- _Task to carry out_
How many lines in the records below contain the word "with"? Give only the number.

- _Provided records_

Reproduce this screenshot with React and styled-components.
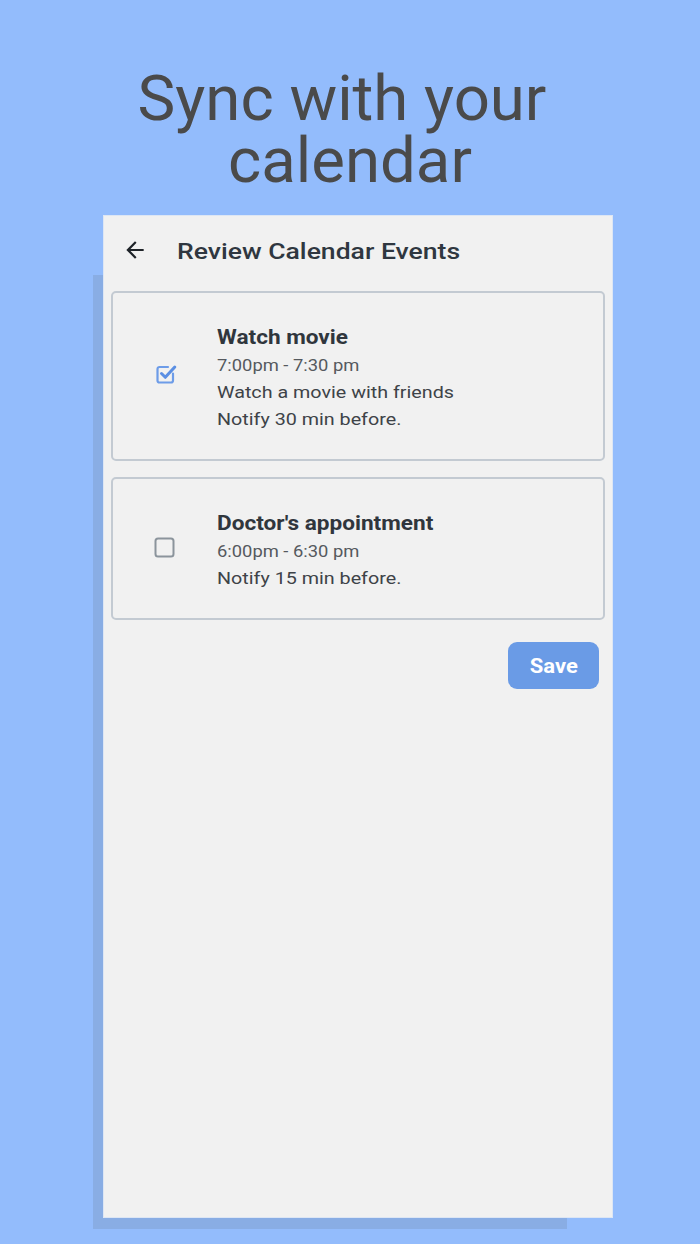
import React from "react";
import styled, { createGlobalStyle } from "styled-components";

const GlobalStyle = createGlobalStyle`
  html, body {
    margin: 0;
    padding: 0;
    background: #93bcfc;
  }
  body {
    font-family: Roboto, "Liberation Sans", sans-serif;
  }
`;

const Page = styled.div`
  width: 700px;
  height: 1244px;
  background: #93bcfc;
  display: flex;
  flex-direction: column;
  align-items: flex-start;
  overflow: hidden;
`;

const Headline = styled.h1`
  width: 100%;
  margin: 0;
  padding-top: 68px;
  height: 215px;
  box-sizing: border-box;
  display: flex;
  flex-direction: column;
  align-items: center;
  font-family: Roboto, "Liberation Sans", sans-serif;
  font-weight: 400;
  font-size: 63.5px;
  line-height: 62px;
  color: #4a4a4a;
`;

const HeadLine = styled.span`
  display: block;
  margin-left: ${(p) => p.shift}px;
`;

const PhoneWrap = styled.div`
  position: relative;
  margin-left: 103px;
  width: 510px;
  height: 1003px;

  &::before {
    content: "";
    position: absolute;
    left: -10px;
    top: 60px;
    width: 474px;
    height: 954px;
    background: #89ade4;
  }
`;

const Phone = styled.div`
  position: relative;
  width: 100%;
  height: 100%;
  box-sizing: border-box;
  background: #f1f1f1;
  border: 1px solid #dde6f4;
  display: flex;
  flex-direction: column;
`;

const Toolbar = styled.div`
  height: 70px;
  display: flex;
  align-items: center;
  padding-left: 18px;
  box-sizing: border-box;
`;

const BackButton = styled.div`
  width: 26px;
  height: 26px;
  display: flex;
  align-items: center;
  justify-content: center;
  margin-right: 29px;
  margin-top: -2px;
`;

const Stretch = styled.span`
  display: inline-block;
  transform: scaleX(${(p) => p.sx || 1.15});
  transform-origin: ${(p) => (p.center ? "center" : "left center")};
  white-space: nowrap;
`;

const ToolbarTitle = styled.div`
  font-size: 22.5px;
  font-weight: 500;
  color: #2f3740;
`;

const List = styled.div`
  display: flex;
  flex-direction: column;
  gap: 16px;
  padding: 5px 7px 0 7px;
`;

const Card = styled.div`
  height: ${(p) => p.h}px;
  box-sizing: border-box;
  border: 2px solid #c3cad2;
  border-radius: 5px;
  display: flex;
  align-items: center;
  padding-left: 41px;
`;

const Check = styled.div`
  width: 26px;
  height: 26px;
  display: flex;
  align-items: center;
  justify-content: center;
  margin-right: 37px;
  margin-top: ${(p) => p.offset}px;
`;

const Body = styled.div`
  display: flex;
  flex-direction: column;
  padding-top: 4px;
`;

const EventTitle = styled.div`
  font-size: 20px;
  font-weight: 700;
  color: #30363d;
  line-height: 27px;
  margin-bottom: 1px;
`;

const Line = styled.div`
  font-size: 17px;
  color: ${(p) => (p.muted ? "#55595e" : "#3e4348")};
  line-height: 27px;
`;

const Footer = styled.div`
  display: flex;
  justify-content: flex-end;
  padding: 22px 13px 0 0;
`;

const SaveButton = styled.button`
  width: 91px;
  height: 47px;
  border: none;
  border-radius: 9px;
  background: #6a9be6;
  color: #ffffff;
  font-family: Roboto, "Liberation Sans", sans-serif;
  font-size: 20px;
  font-weight: 700;
  display: flex;
  align-items: center;
  justify-content: center;
  padding: 0;
`;

const ArrowBack = () => (
  <svg width="26" height="26" viewBox="0 0 24 24">
    <path
      d="M20 11H7.83l5.59-5.59L12 4l-8 8 8 8 1.41-1.41L7.83 13H20v-2z"
      fill="#1e2328"
    />
  </svg>
);

const Checked = () => (
  <svg width="26" height="26" viewBox="0 0 26 26">
    <path
      d="M19 12.5 V19.5 a2 2 0 0 1 -2 2 H5.5 a2 2 0 0 1 -2 -2 V8 a2 2 0 0 1 2 -2 H14"
      fill="none"
      stroke="#6d9ce8"
      strokeWidth="2.2"
      strokeLinecap="round"
    />
    <path
      d="M7.5 12.5 L11.3 16.3 L20.8 6"
      fill="none"
      stroke="#5b8fe3"
      strokeWidth="3"
      strokeLinecap="round"
      strokeLinejoin="round"
    />
  </svg>
);

const Unchecked = () => (
  <svg width="26" height="26" viewBox="0 0 26 26">
    <rect
      x="1.5"
      y="3.5"
      width="18"
      height="18"
      rx="2.5"
      fill="none"
      stroke="#8b949c"
      strokeWidth="2"
    />
  </svg>
);

const EventCard = ({ checked, title, time, lines, h, offset }) => (
  <Card h={h}>
    <Check offset={offset}>{checked ? <Checked /> : <Unchecked />}</Check>
    <Body>
      <EventTitle>
        <Stretch sx={1.13}>{title}</Stretch>
      </EventTitle>
      <Line muted>
        <Stretch sx={1.08}>{time}</Stretch>
      </Line>
      {lines.map((l) => (
        <Line key={l}>
          <Stretch sx={1.16}>{l}</Stretch>
        </Line>
      ))}
    </Body>
  </Card>
);

const App = () => {
  return (
    <Page>
      <GlobalStyle />
      <Headline>
        <HeadLine shift={-16}>Sync with your</HeadLine>
        <HeadLine shift={0}>calendar</HeadLine>
      </Headline>
      <PhoneWrap>
        <Phone>
          <Toolbar>
            <BackButton>
              <ArrowBack />
            </BackButton>
            <ToolbarTitle>
              <Stretch sx={1.18}>Review Calendar Events</Stretch>
            </ToolbarTitle>
          </Toolbar>
          <List>
            <EventCard
              checked
              h={170}
              offset={-4}
              title="Watch movie"
              time="7:00pm - 7:30 pm"
              lines={["Watch a movie with friends", "Notify 30 min before."]}
            />
            <EventCard
              h={143}
              offset={-2}
              title="Doctor's appointment"
              time="6:00pm - 6:30 pm"
              lines={["Notify 15 min before."]}
            />
          </List>
          <Footer>
            <SaveButton>
              <Stretch sx={1.1} center>
                Save
              </Stretch>
            </SaveButton>
          </Footer>
        </Phone>
      </PhoneWrap>
    </Page>
  );
};

export default App;
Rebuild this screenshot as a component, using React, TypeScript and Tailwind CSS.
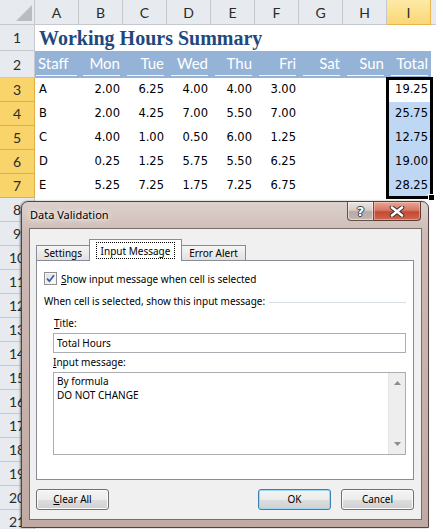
import React from "react";

const cols = ["A", "B", "C", "D", "E", "F", "G", "H", "I"];
const heads = ["Staff", "Mon", "Tue", "Wed", "Thu", "Fri", "Sat", "Sun", "Total"];
const data = [
  ["A", "2.00", "6.25", "4.00", "4.00", "3.00", "", "", "19.25"],
  ["B", "2.00", "4.25", "7.00", "5.50", "7.00", "", "", "25.75"],
  ["C", "4.00", "1.00", "0.50", "6.00", "1.25", "", "", "12.75"],
  ["D", "0.25", "1.25", "5.75", "5.50", "6.25", "", "", "19.00"],
  ["E", "5.25", "7.25", "1.75", "7.25", "6.75", "", "", "28.25"],
];

const rowHeadNorm =
  "w-[35px] shrink-0 flex items-center justify-center border-r border-b font-['Lato',sans-serif] text-[14px] bg-[#e7eaee] border-[#c5c9cf] text-[#2b2b2b]";
const rowHeadSel =
  "w-[35px] shrink-0 flex items-center justify-center border-r border-b font-['Lato',sans-serif] text-[14px] bg-[#f8d46b] border-[#dfae45] text-[#2b2b2b]";

function Btn({ children, def }: { children: React.ReactNode; def?: boolean }) {
  return (
    <div
      className={
        def
          ? "w-[73px] h-[21px] rounded-[3px] border border-[#3c7fb1] bg-[linear-gradient(180deg,#f4f4f4_0%,#ececec_50%,#dedede_51%,#d0d0d0_100%)] shadow-[inset_0_0_0_1px_#9fd7f5] flex items-center justify-center text-[10px] text-black"
          : "w-[73px] h-[21px] rounded-[3px] border border-[#707070] bg-[linear-gradient(180deg,#f4f4f4_0%,#ececec_50%,#dedede_51%,#d0d0d0_100%)] shadow-[inset_0_0_0_1px_#fbfbfb] flex items-center justify-center text-[10px] text-black"
      }
    >
      {children}
    </div>
  );
}

export default function App() {
  const lowerRows = [8, 9, 10, 11, 12, 13, 14, 15, 16, 17, 18, 19, 20, 21];
  return (
    <div className="relative w-[436px] h-[529px] overflow-hidden bg-white">
      {/* Spreadsheet */}
      <div className="flex flex-col">
        {/* Column headers */}
        <div className="flex h-[25px]">
          <div className="w-[35px] h-[25px] shrink-0 border-r border-b border-[#c5c9cf] bg-[#e7eaee] relative">
            <svg className="absolute left-[15px] top-[4px]" width="18" height="18" viewBox="0 0 18 18">
              <polygon points="17,1 17,17 1,17" fill="#b9bcc0" />
            </svg>
          </div>
          {cols.map((c) => (
            <div
              key={c}
              className={
                c === "I"
                  ? "w-[44px] h-[25px] shrink-0 flex items-center justify-center border-r border-b border-[#e9b64e] bg-[linear-gradient(180deg,#feeaa6_0%,#f9d775_100%)] font-['Lato',sans-serif] text-[14px] text-[#2b2b2b]"
                  : "w-[44px] h-[25px] shrink-0 flex items-center justify-center border-r border-b border-[#c5c9cf] bg-[#e7eaee] font-['Lato',sans-serif] text-[14px] text-[#2b2b2b]"
              }
            >
              {c}
            </div>
          ))}
          <div className="flex-1 h-[25px] border-b border-[#c5c9cf] bg-[#e7eaee]" />
        </div>

        {/* Row 1 */}
        <div className="flex h-[26px]">
          <div className={rowHeadNorm}>1</div>
          <div className="flex-1 flex items-center pl-[4px] font-['Liberation_Serif',serif] font-bold text-[20px] text-[#1f497d] whitespace-nowrap">
            Working Hours Summary
          </div>
        </div>

        {/* Row 2 */}
        <div className="flex h-[27px]">
          <div className={rowHeadNorm}>2</div>
          {heads.map((h, i) => (
            <div key={h} className="w-[44px] shrink-0 h-full bg-[#95b3d7] flex flex-col">
              <div
                className={
                  i === 0
                    ? "flex-1 flex items-center justify-start pl-[3px] pt-[1px] font-['Lato',sans-serif] text-[15px] text-white"
                    : "flex-1 flex items-center justify-end pr-[3px] pt-[1px] font-['Lato',sans-serif] text-[15px] text-white"
                }
              >
                {h}
              </div>
              <div
                className={
                  i === 0
                    ? "h-[2px] ml-[1px] mr-[2px] mb-[2px] bg-[#f4f7fb]"
                    : "h-[2px] ml-[4px] mr-[3px] mb-[2px] bg-[#f4f7fb]"
                }
              />
            </div>
          ))}
          <div className="flex-1" />
        </div>

        {/* Rows 3-7 */}
        {data.map((r, ri) => (
          <div key={ri} className="flex h-[24px]">
            <div className={rowHeadSel}>{ri + 3}</div>
            {r.map((v, ci) => (
              <div
                key={ci}
                className={
                  ci === 0
                    ? "w-[44px] shrink-0 flex items-center pl-[4px] font-['DejaVu_Sans',sans-serif] text-[11.5px] text-black"
                    : ci === 8 && ri > 0
                    ? "w-[44px] shrink-0 flex items-center justify-end pr-[3px] bg-[#bed7f5] font-['DejaVu_Sans',sans-serif] text-[11.5px] text-black"
                    : "w-[44px] shrink-0 flex items-center justify-end pr-[3px] font-['DejaVu_Sans',sans-serif] text-[11.5px] text-black"
                }
              >
                {v}
              </div>
            ))}
            <div className="flex-1" />
          </div>
        ))}

        {/* Rows 8+ */}
        {lowerRows.map((n) => (
          <div key={n} className="flex h-[24px]">
            <div className={rowHeadNorm}>{n}</div>
            <div className="flex-1" />
          </div>
        ))}
      </div>

      {/* Selection border */}
      <div className="absolute left-[386px] top-[77px] w-[47px] h-[122px] border-[3px] border-black" />
      <div className="absolute left-[428px] top-[194px] w-[7px] h-[7px] bg-black border border-white" />

      {/* Dialog */}
      <div className="absolute left-[21px] top-[201px] w-[408px] h-[327px] rounded-t-[7px] border border-[#4f4441] bg-[linear-gradient(180deg,#ddd1cd_0%,#cdbab4_10%,#c0aaa4_100%)] shadow-[-1px_0_2px_rgba(0,0,0,0.4)] flex flex-col font-['Noto_Sans',sans-serif]">
        {/* Title bar */}
        <div className="h-[26px] shrink-0 flex items-start justify-between pl-[8px] pr-[7px]">
          <span className="mt-[6px] text-[11px] leading-[14px] text-black [text-shadow:0_0_5px_#fff,0_0_8px_#fff]">
            Data Validation
          </span>
          <div className="flex">
            <div className="w-[27px] h-[19px] rounded-bl-[4px] border border-t-0 border-[#5e514d] bg-[linear-gradient(180deg,#ece4e1_0%,#d8ccc8_45%,#b9a8a3_55%,#c6b7b2_100%)] shadow-[inset_0_0_0_1px_rgba(255,255,255,0.5)] flex items-center justify-center">
              <span className="font-['DejaVu_Sans',sans-serif] font-bold text-[13px] leading-[13px] text-white [text-shadow:1px_0_0_#3c3c3c,-1px_0_0_#3c3c3c,0_1px_0_#3c3c3c,0_-1px_0_#3c3c3c]">
                ?
              </span>
            </div>
            <div className="w-[47px] h-[19px] rounded-br-[4px] border border-t-0 border-l-0 border-[#5e3a33] bg-[linear-gradient(180deg,#e8a596_0%,#d77965_45%,#c34a33_55%,#d0664d_100%)] shadow-[inset_0_0_0_1px_rgba(255,220,210,0.45)] flex items-center justify-center">
              <svg width="16" height="11" viewBox="0 0 16 11">
                <path d="M3 1.5 L13 9.5 M13 1.5 L3 9.5" stroke="#3d2f2c" strokeWidth="4.5" strokeLinecap="round" />
                <path d="M3 1.5 L13 9.5 M13 1.5 L3 9.5" stroke="#ffffff" strokeWidth="2.6" strokeLinecap="round" />
              </svg>
            </div>
          </div>
        </div>

        {/* Client area */}
        <div className="flex-1 mx-[6px] ml-[7px] mb-[7px] border border-[#7a6c68] bg-[#f0f0f0] px-[6px] pt-[10px] flex flex-col">
          {/* Tabs */}
          <div className="flex items-end h-[21px] text-[10px] text-black">
            <div className="w-[54px] h-[15px] border border-b-0 border-[#898c95] bg-[linear-gradient(180deg,#f5f5f5,#e1e1e1)] flex items-center justify-center pt-[1px]">
              Settings
            </div>
            <div className="relative z-10 w-[93px] h-[22px] -mb-px -ml-px border border-b-0 border-[#898c95] bg-white flex items-start justify-center pt-[2px]">
              <div className="border border-dotted border-black px-[4px] h-[17px] flex items-center leading-[14px]">
                Input Message
              </div>
            </div>
            <div className="w-[65px] h-[15px] -ml-px border border-b-0 border-[#898c95] bg-[linear-gradient(180deg,#f5f5f5,#e1e1e1)] flex items-center justify-center pt-[1px]">
              Error Alert
            </div>
          </div>

          {/* Panel */}
          <div className="w-[378px] h-[220px] border border-[#898c95] bg-white pl-[7px] pr-[7px] pt-[11px] flex flex-col text-[10px] text-black leading-[14px]">
            <div className="flex items-center h-[13px]">
              <div className="w-[13px] h-[13px] border border-[#8e8f8f] bg-[linear-gradient(135deg,#dcdcdc,#ffffff)] shadow-[inset_0_0_0_1px_#f4f4f4] flex items-center justify-center">
                <svg width="9" height="9" viewBox="0 0 9 9">
                  <path d="M1 4.6 L3.4 7.2 L8 1.2" fill="none" stroke="#3b5aa3" strokeWidth="1.7" />
                </svg>
              </div>
              <span className="ml-[4px] whitespace-nowrap">
                <u className="underline-offset-[1px]">S</u>how input message when cell is selected
              </span>
            </div>

            <div className="flex items-center mt-[9px] h-[14px]">
              <span className="whitespace-nowrap">When cell is selected, show this input message:</span>
              <div className="flex-1 h-px mt-[3px] ml-[4px] bg-[#d6dde3]" />
            </div>

            <div className="ml-[9px] flex flex-col">
              <div className="mt-[8px] h-[14px] pl-[1px]">
                <u className="underline-offset-[1px]">T</u>itle:
              </div>
              <div className="mt-[3px] h-[20px] border border-[#abadb3] bg-white flex items-center pl-[3px]">
                Total Hours
              </div>
              <div className="mt-[2px] h-[14px]">
                <u className="underline-offset-[1px]">I</u>nput message:
              </div>
              <div className="mt-[3px] h-[83px] border border-[#abadb3] bg-white flex">
                <div className="flex-1 pl-[3px] pt-[1px] leading-[14px]">
                  <div>By formula</div>
                  <div>DO NOT CHANGE</div>
                </div>
                <div className="w-[17px] h-full bg-[#eeeeee] border-l border-[#e4e4e4] flex flex-col items-center justify-between py-[8px]">
                  <svg width="7" height="4" viewBox="0 0 7 4">
                    <polygon points="0,4 7,4 3.5,0" fill="#8c8c8c" />
                  </svg>
                  <svg width="7" height="4" viewBox="0 0 7 4">
                    <polygon points="0,0 7,0 3.5,4" fill="#8c8c8c" />
                  </svg>
                </div>
              </div>
            </div>
          </div>

          {/* Buttons */}
          <div className="mt-[9px] flex items-center w-[378px]">
            <Btn>
              <span>
                <u className="underline-offset-[1px]">C</u>lear All
              </span>
            </Btn>
            <div className="flex-1" />
            <Btn def>OK</Btn>
            <div className="w-[10px]" />
            <Btn>Cancel</Btn>
          </div>
        </div>
      </div>
    </div>
  );
}
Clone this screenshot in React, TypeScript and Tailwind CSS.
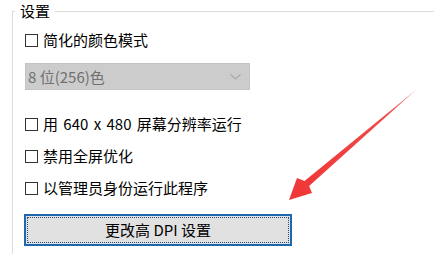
import React from "react";

const font = { fontFamily: '"Noto Sans CJK SC", "Noto Sans", sans-serif' };

function Check({ label, wide }: { label: string; wide?: boolean }) {
  return (
    <div className="flex h-[20px] items-center">
      <span className="box-border h-[13px] w-[13px] border border-[#333333] bg-white" />
      <span
        className={
          wide
            ? "ml-[5px] text-[15px] leading-[20px] text-black [word-spacing:2px]"
            : "ml-[5px] text-[15px] leading-[20px] text-black"
        }
      >
        {label}
      </span>
    </div>
  );
}

export default function App() {
  return (
    <div className="relative h-[254px] w-[434px] overflow-hidden bg-white" style={font}>
      <div className="pl-[12px] pt-[1px]">
        <fieldset className="m-0 box-border h-[260px] border-0 border-l border-t border-solid border-[#dcdcdc] pl-[2px] pr-0">
          <legend className="px-[5px] text-[15px] leading-[20px] text-black">设置</legend>
          <div className="flex flex-col pl-[10px]">
            <div className="mt-[9px]">
              <Check label="简化的颜色模式" />
            </div>
            <div className="mt-[13px] box-border flex h-[27px] w-[225px] items-center justify-between border border-[#c4c4c4] bg-[#cccccc] pl-[2px] pr-[8px]">
              <span className="text-[15px] leading-[20px] text-[#707070]">8 位(256)色</span>
              <svg width="11" height="6" viewBox="0 0 11 6">
                <path d="M0.5 0.5 L5.5 5 L10.5 0.5" fill="none" stroke="#a8a8a8" strokeWidth="1.2" />
              </svg>
            </div>
            <div className="mt-[24px] flex flex-col gap-[12px]">
              <Check label="用 640 x 480 屏幕分辨率运行" wide />
              <Check label="禁用全屏优化" />
              <Check label="以管理员身份运行此程序" />
            </div>
            <div className="-ml-[1px] mt-[16px] box-border h-[32px] w-[268px] border-2 border-[#1f68ad] bg-[#e1e1e1] p-[1px]">
              <div className="flex h-full w-full items-center justify-center border border-dotted border-[#2a4f78] text-[15px] leading-[20px] text-black">
                更改高 DPI 设置
              </div>
            </div>
          </div>
        </fieldset>
      </div>
      <svg className="pointer-events-none absolute left-0 top-0" width="434" height="254" viewBox="0 0 434 254">
        <defs>
          <linearGradient id="g" x1="417" y1="89" x2="300" y2="190" gradientUnits="userSpaceOnUse">
            <stop offset="0" stopColor="#f4a0a0" />
            <stop offset="0.25" stopColor="#ee4a4a" />
            <stop offset="1" stopColor="#f03838" />
          </linearGradient>
        </defs>
        <polygon
          points="417,89 309.1,186.1 312,193 289,200 297,178 304.5,180.9"
          fill="url(#g)"
        />
      </svg>
    </div>
  );
}
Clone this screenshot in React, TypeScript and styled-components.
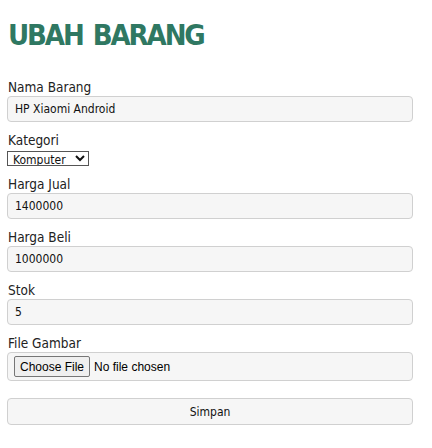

- _Task result_
3